Peraltro, la Turchia vanta un surplus esportativo verso Israele (esporta più di quanto non importi), per cui dar fastidio a un mercato in crescita – tra i pochi della regione – non è esattamente la strategia economica più indovinata. Le necessità economiche hanno spinto il Paese a rivedere anche i rapporti con la minoranza curda, un tempo preda imprescindibile di vessazioni tra le più creative – incluso il divieto di impiegare la lingua curda per le trasmissioni radio e tv. Se la pressione sui curdi si sta alleggerendo, è anche perché la Turchia sta cercando di agganciare le minoranze del Kurdistan presenti in Iraq. Da qui, grazie agli accordi federali sul petrolio conclusi dopo la guerra, la Turchia compra greggio senza passare per quell’immane caos rappresentato da Baghdad, e lo rivende direttamente ai curdi, o lo smercia per vie proprie.

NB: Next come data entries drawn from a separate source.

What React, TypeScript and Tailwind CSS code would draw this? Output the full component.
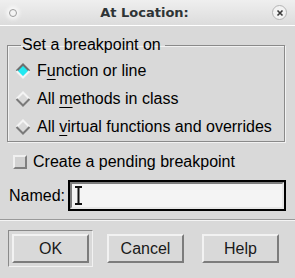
import React from 'react';

const Diamond = ({ on }: { on: boolean }) => (
  <svg width="18" height="18" viewBox="0 0 18 18" className="shrink-0">
    <polygon points="9,2 16,9 9,16 2,9" fill={on ? '#22e8f0' : '#d9d9d9'} />
    {/* upper edges */}
    <polyline points="2.5,9 9,2.5 15.5,9" fill="none" stroke={on ? '#6e6e6e' : '#f4f4f4'} strokeWidth="2" />
    {/* lower edges */}
    <polyline points="2.5,9 9,15.5 15.5,9" fill="none" stroke={on ? '#f4f4f4' : '#7a7a7a'} strokeWidth="2" />
  </svg>
);

const Btn = ({ label }: { label: string }) => (
  <div className="w-[77px] h-[29px] flex items-center justify-center border-2 border-t-[#f2f2f2] border-l-[#f2f2f2] border-b-[#7c7c7c] border-r-[#7c7c7c] text-[16px] text-[#1a1a1a]">
    {label}
  </div>
);

export default function App() {
  const rows = [
    { pre: 'F', u: 'u', post: 'nction or line', on: true },
    { pre: 'All ', u: 'm', post: 'ethods in class', on: false },
    { pre: 'All ', u: 'v', post: 'irtual functions and overrides', on: false },
  ];

  return (
    <div className="w-[295px] h-[278px] bg-[#d9d9d9] flex flex-col overflow-hidden text-black" style={{ fontFamily: '"Liberation Sans", Arial, sans-serif' }}>
      {/* title bar */}
      <div className="h-[26px] shrink-0 bg-gradient-to-b from-[#efefef] to-[#dcdcdc] border-b border-white flex items-center pl-[9px] pr-[8px]">
        <div className="w-[8px] h-[8px] rounded-full bg-[#f4f4f4] border border-[#9a9a9a] shadow-[0_0_4px_2px_rgba(255,255,255,0.9)]" />
        <div className="flex-1 text-center text-[13px] font-bold text-[#2e3436]" style={{ fontFamily: '"DejaVu Sans", sans-serif' }}>
          At Location:
        </div>
        <div className="w-[15px] h-[15px] rounded-full border border-[#b4b4b4] bg-[#f2f2f2] flex items-center justify-center">
          <svg width="8" height="8" viewBox="0 0 8 8">
            <path d="M1.5 1.5 L6.5 6.5 M6.5 1.5 L1.5 6.5" stroke="#3a3a3a" strokeWidth="1.6" />
          </svg>
        </div>
      </div>

      {/* group box */}
      <fieldset className="mt-[10px] ml-[7px] w-[278px] h-[106px] shrink-0 border border-[#8a8a8a] shadow-[inset_1px_1px_0_#f2f2f2,1px_1px_0_#f2f2f2] pt-[3px]">
        <legend className="ml-[13px] pl-[1px] pr-[4px] text-[16px] leading-[18px]">Set a breakpoint on</legend>
        {rows.map((r, i) => (
          <div key={i} className="h-[28px] flex items-center pl-[6px] gap-[5px] text-[16px] whitespace-nowrap">
            <Diamond on={r.on} />
            <span>
              {r.pre}
              <span className="underline underline-offset-[3px]">{r.u}</span>
              {r.post}
            </span>
          </div>
        ))}
      </fieldset>

      {/* checkbox */}
      <div className="mt-[13px] h-[14px] shrink-0 flex items-center pl-[13px] gap-[6px] text-[16px]">
        <div className="w-[14px] h-[14px] border-2 border-t-[#f0f0f0] border-l-[#f0f0f0] border-b-[#808080] border-r-[#808080] bg-[#d2d2d2]" />
        <span className="leading-[18px]">Create a pending breakpoint</span>
      </div>

      {/* named entry */}
      <div className="mt-[11px] h-[31px] shrink-0 flex items-center pl-[9px] gap-[3px] text-[16px]">
        <span className="leading-[18px]">Named:</span>
        <div className="w-[218px] h-[31px] border-2 border-black">
          <div className="w-full h-full border-2 border-t-[#7c7c7c] border-l-[#7c7c7c] border-b-[#e6e6e6] border-r-[#e6e6e6] bg-[#f4f4f4] flex items-center pl-[3px]">
            <svg width="7" height="19" viewBox="0 0 7 19">
              <path d="M0 1 H7 M3.5 1 V18 M0 18 H7" stroke="#111" strokeWidth="2" fill="none" />
            </svg>
          </div>
        </div>
      </div>

      {/* separator */}
      <div className="mt-[8px] h-[2px] shrink-0 border-t border-[#9a9a9a] border-b border-b-[#f4f4f4]" />

      {/* buttons */}
      <div className="mt-[9px] flex items-start pl-[8px] gap-[14px]">
        <div className="p-[3px] border border-t-[#8a8a8a] border-l-[#8a8a8a] border-b-[#f2f2f2] border-r-[#f2f2f2]">
          <Btn label="OK" />
        </div>
        <div className="pt-[4px]">
          <Btn label="Cancel" />
        </div>
        <div className="pt-[4px] ml-[4px]">
          <Btn label="Help" />
        </div>
      </div>
    </div>
  );
}
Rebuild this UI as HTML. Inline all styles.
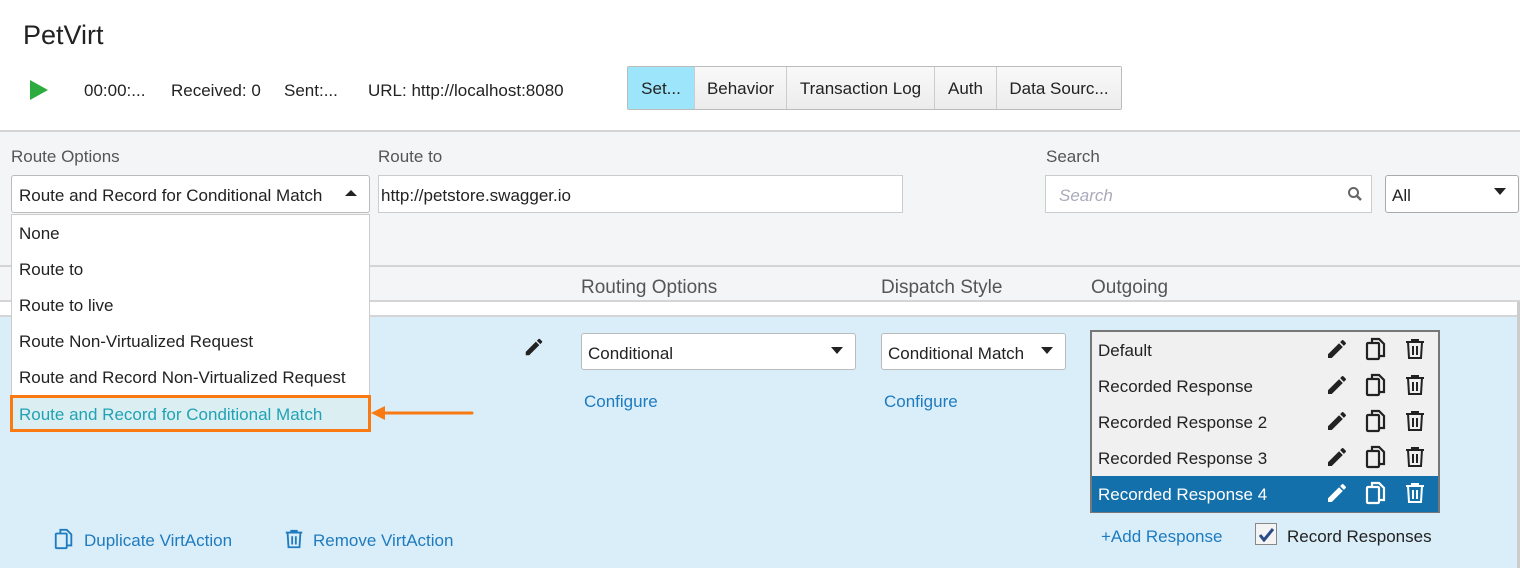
<!DOCTYPE html>
<html><head><meta charset="utf-8"><style>
*{box-sizing:border-box;margin:0;padding:0}
body{width:1520px;height:568px;overflow:hidden;background:#fff;font-family:"Liberation Sans",sans-serif;color:#222;position:relative;font-size:17px}
.a{position:absolute;white-space:nowrap}
.lbl{color:#555;font-size:17px}
.box{position:absolute;background:#fff;border:1px solid #ccc}
.tab{position:absolute;top:67px;height:42px;border-right:1px solid #ccc;line-height:44px;text-align:center;font-size:17px;background:linear-gradient(#f9f9f9,#ececec)}
.dd div{height:36px;line-height:38px;padding-left:7px}
.link{color:#1e7bbf}
.row{position:absolute;left:1092px;width:346px;height:36px;line-height:38px;padding-left:6px}
</style></head><body>
<div class="a" style="left:23px;top:20px;font-size:27px;color:#222">PetVirt</div>
<svg class="a" style="left:29px;top:79px" width="20" height="22"><polygon points="1,1 19,11 1,21" fill="#2eab3f"/></svg>
<div class="a" style="left:84px;top:81px">00:00:...</div>
<div class="a" style="left:171px;top:81px">Received: 0</div>
<div class="a" style="left:284px;top:81px">Sent:...</div>
<div class="a" style="left:368px;top:81px">URL: http://localhost:8080</div>
<div class="a" style="left:627px;top:66px;width:495px;height:44px;border:1px solid #bbb;border-radius:2px"></div>
<div class="tab" style="left:628px;width:67px;background:#9de5fa">Set...</div>
<div class="tab" style="left:695px;width:92px">Behavior</div>
<div class="tab" style="left:787px;width:148px">Transaction Log</div>
<div class="tab" style="left:935px;width:62px">Auth</div>
<div class="tab" style="left:997px;width:124px;border-right:none">Data Sourc...</div>

<div class="a" style="left:0;top:130px;width:1520px;height:137px;background:#f4f5f7;border-top:2px solid #d5d5d5;border-bottom:2px solid #d5d5d5"></div>
<div class="a" style="left:0;top:267px;width:1520px;height:35px;background:#f4f5f7;border-bottom:2px solid #d5d5d5"></div>
<div class="a" style="left:0;top:302px;width:1520px;height:15px;background:#fff;border-bottom:2px solid #d5d5d5"></div>
<div class="a" style="left:0;top:317px;width:1520px;height:251px;background:#daeef9"></div>
<div class="a" style="left:1517px;top:302px;width:3px;height:266px;background:#ccc"></div>

<div class="a lbl" style="left:11px;top:147px">Route Options</div>
<div class="a lbl" style="left:378px;top:147px">Route to</div>
<div class="a lbl" style="left:1046px;top:147px">Search</div>
<div class="box" style="left:11px;top:175px;width:359px;height:38px;border-radius:3px;border-color:#bbb"></div>
<div class="a" style="left:19px;top:186px;width:316px;overflow:hidden">Route and Record for Conditional Match</div>
<svg class="a" style="left:345px;top:189px" width="12" height="8"><polygon points="0,7 6,1 12,7" fill="#222"/></svg>
<div class="box" style="left:378px;top:175px;width:525px;height:38px"></div>
<div class="a" style="left:381px;top:186px">http://petstore.swagger.io</div>
<div class="box" style="left:1045px;top:175px;width:327px;height:38px"></div>
<div class="a" style="left:1059px;top:186px;color:#aab;font-style:italic">Search</div>
<svg class="a" style="left:1347px;top:186px" width="16" height="16"><circle cx="6.5" cy="6.5" r="4.5" stroke="#666" stroke-width="2" fill="none"/><line x1="10" y1="10" x2="14" y2="14" stroke="#666" stroke-width="2.5"/></svg>
<div class="box" style="left:1385px;top:175px;width:134px;height:38px;border-radius:3px;border-color:#aaa"></div>
<div class="a" style="left:1392px;top:186px">All</div>
<svg class="a" style="left:1494px;top:188px" width="12" height="8"><polygon points="0,0 12,0 6,7" fill="#222"/></svg>

<div class="a lbl" style="left:581px;top:277px;font-size:19px">Routing Options</div>
<div class="a lbl" style="left:881px;top:277px;font-size:19px">Dispatch Style</div>
<div class="a lbl" style="left:1091px;top:277px;font-size:19px">Outgoing</div>

<div class="box dd" style="left:11px;top:214px;width:359px;height:216px;border-color:#ccc">
<div>None</div><div>Route to</div><div>Route to live</div><div>Route Non-Virtualized Request</div><div>Route and Record Non-Virtualized Request</div>
</div>
<div class="a" style="left:10px;top:395px;width:361px;height:37px;border:3px solid #f97a12;background:#dbeff2;color:#21a2b4;line-height:33px;padding-left:6px">Route and Record for Conditional Match</div>
<svg class="a" style="left:371px;top:404px" width="104" height="18"><polygon points="0,9 14,2 14,16" fill="#f97a12"/><line x1="12" y1="9" x2="101" y2="9" stroke="#f97a12" stroke-width="3" stroke-linecap="round"/></svg>

<svg class="a" style="left:523px;top:336px" width="22" height="22" viewBox="0 0 24 24"><path d="M3 17.25V21h3.75L17.8 9.94l-3.75-3.75zM20.7 7.04a1 1 0 000-1.41l-2.34-2.34a1 1 0 00-1.41 0l-1.83 1.83 3.75 3.75z" fill="#222"/></svg>
<div class="box" style="left:581px;top:333px;width:275px;height:37px;border-radius:3px;border-color:#bbb"></div>
<div class="a" style="left:588px;top:344px">Conditional</div>
<svg class="a" style="left:831px;top:347px" width="12" height="8"><polygon points="0,0 12,0 6,7" fill="#222"/></svg>
<div class="box" style="left:881px;top:333px;width:185px;height:37px;border-radius:3px;border-color:#bbb"></div>
<div class="a" style="left:888px;top:344px;width:142px;overflow:hidden">Conditional Match</div>
<svg class="a" style="left:1041px;top:347px" width="12" height="8"><polygon points="0,0 12,0 6,7" fill="#222"/></svg>
<div class="a link" style="left:584px;top:392px">Configure</div>
<div class="a link" style="left:884px;top:392px">Configure</div>

<div class="a" style="left:1090px;top:330px;width:350px;height:183px;border:2px solid #777;background:#f0f0f0"></div>
<div class="row" style="top:332px">Default</div>
<div class="row" style="top:368px">Recorded Response</div>
<div class="row" style="top:404px">Recorded Response 2</div>
<div class="row" style="top:440px">Recorded Response 3</div>
<div class="row" style="top:476px;background:#1470aa;color:#fff">Recorded Response 4</div>

<svg width="0" height="0" style="position:absolute"><defs>
<g id="pen"><path d="M3 17.25V21h3.75L17.8 9.94l-3.75-3.75zM20.7 7.04a1 1 0 000-1.41l-2.34-2.34a1 1 0 00-1.41 0l-1.83 1.83 3.75 3.75z"/></g>
<g id="cp" fill="none" stroke-width="2.2"><path d="M8 6V2h7l5 5v12h-5"/><rect x="3" y="6" width="12" height="16" rx="1"/></g>
<g id="tr" fill="none" stroke-width="2"><path d="M3 5h18M9 5V3h6v2M5 5l1 16h12l1-16M10 9v9M14 9v9"/></g>
</defs></svg>
<div class="a" style="left:1325px;top:337px">
<svg width="24" height="180" viewBox="0 0 24 180"><g fill="#222"><use href="#pen"/><use href="#pen" y="36"/><use href="#pen" y="72"/><use href="#pen" y="108"/></g><g fill="#fff"><use href="#pen" y="144"/></g></svg></div>
<div class="a" style="left:1364px;top:337px">
<svg width="24" height="180" viewBox="0 0 24 180"><g stroke="#222"><use href="#cp"/><use href="#cp" y="36"/><use href="#cp" y="72"/><use href="#cp" y="108"/></g><g stroke="#fff"><use href="#cp" y="144"/></g></svg></div>
<div class="a" style="left:1403px;top:337px">
<svg width="24" height="180" viewBox="0 0 24 180"><g stroke="#222"><use href="#tr"/><use href="#tr" y="36"/><use href="#tr" y="72"/><use href="#tr" y="108"/></g><g stroke="#fff"><use href="#tr" y="144"/></g></svg></div>

<div class="a link" style="left:1101px;top:527px">+Add Response</div>
<div class="a" style="left:1255px;top:523px;width:22px;height:22px;border:1px solid #888;background:#f4f4f4"></div>
<svg class="a" style="left:1258px;top:527px" width="17" height="15"><path d="M2 8l4 5 9-11" stroke="#2a4a8a" stroke-width="3" fill="none"/></svg>
<div class="a" style="left:1287px;top:527px">Record Responses</div>

<svg class="a" style="left:53px;top:527px" width="22" height="24" viewBox="0 0 24 24"><g stroke="#1e7bbf" fill="none" stroke-width="2"><path d="M8 6V2h7l5 5v12h-5"/><rect x="3" y="6" width="12" height="16" rx="1"/></g></svg>
<div class="a link" style="left:84px;top:531px">Duplicate VirtAction</div>
<svg class="a" style="left:283px;top:527px" width="22" height="24" viewBox="0 0 24 24"><path d="M3 5h18M9 5V3h6v2M5 5l1 16h12l1-16M10 9v9M14 9v9" stroke="#1e7bbf" fill="none" stroke-width="2"/></svg>
<div class="a link" style="left:313px;top:531px">Remove VirtAction</div>
</body></html>
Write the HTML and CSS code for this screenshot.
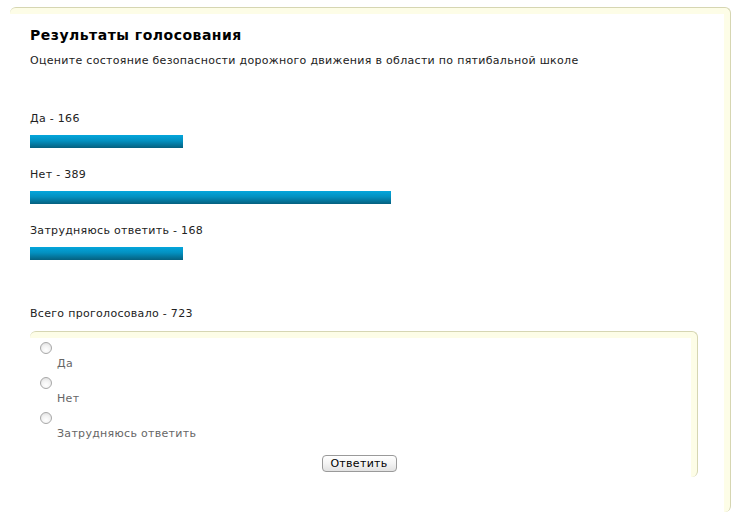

La Turchia ha compreso poi che non può fare affidamento sulla Russia per risolvere la questione siriana, proprio perché Mosca ha forti interessi geostrategici nell’esito del conflitto. Sullo stesso piano, Ankara teme il rinsaldarsi della posizione iraniana nel quadrante, poiché il sostegno di Teheran a Hizbollah (nel Libano meridionale) rischia di destabilizzare la posizione israeliana, e con essa gli aspetti commerciali. Il sostegno russo al collegamento Iran-Hizbollah passa – non a caso – per la Siria, nel cui conflitto la Turchia sta cercando di avere un ruolo.
Alla fine, la Turchia deve fare affidamento sui suoi “nemici” Israele e Kurdistan per trovare la chiave che risolverà l’enigma della sua posizione in Medio Oriente. Ne ha bisogno politicamente ed economicamente, tanto più quando sono emersi i recenti dati preoccupanti sull’inflazione, esplosa oltre il 10 per cento. Nel timore della recessione, il partito islamista di Erdogan sta passando dalla moderazione al “progressismo”: i più critici ricordano i 20 mila esposti presentati alla Corte europea dei diritti umani dal 2008. Una strategia politica più realista potrebbe avvicinarsi meglio alla realtà economica del paese, e aiutare a evitare una recessione. Rimane da chiedersi se il governo di Erdogan sarà in grado di giustificare il proprio potere senza avere un nemico.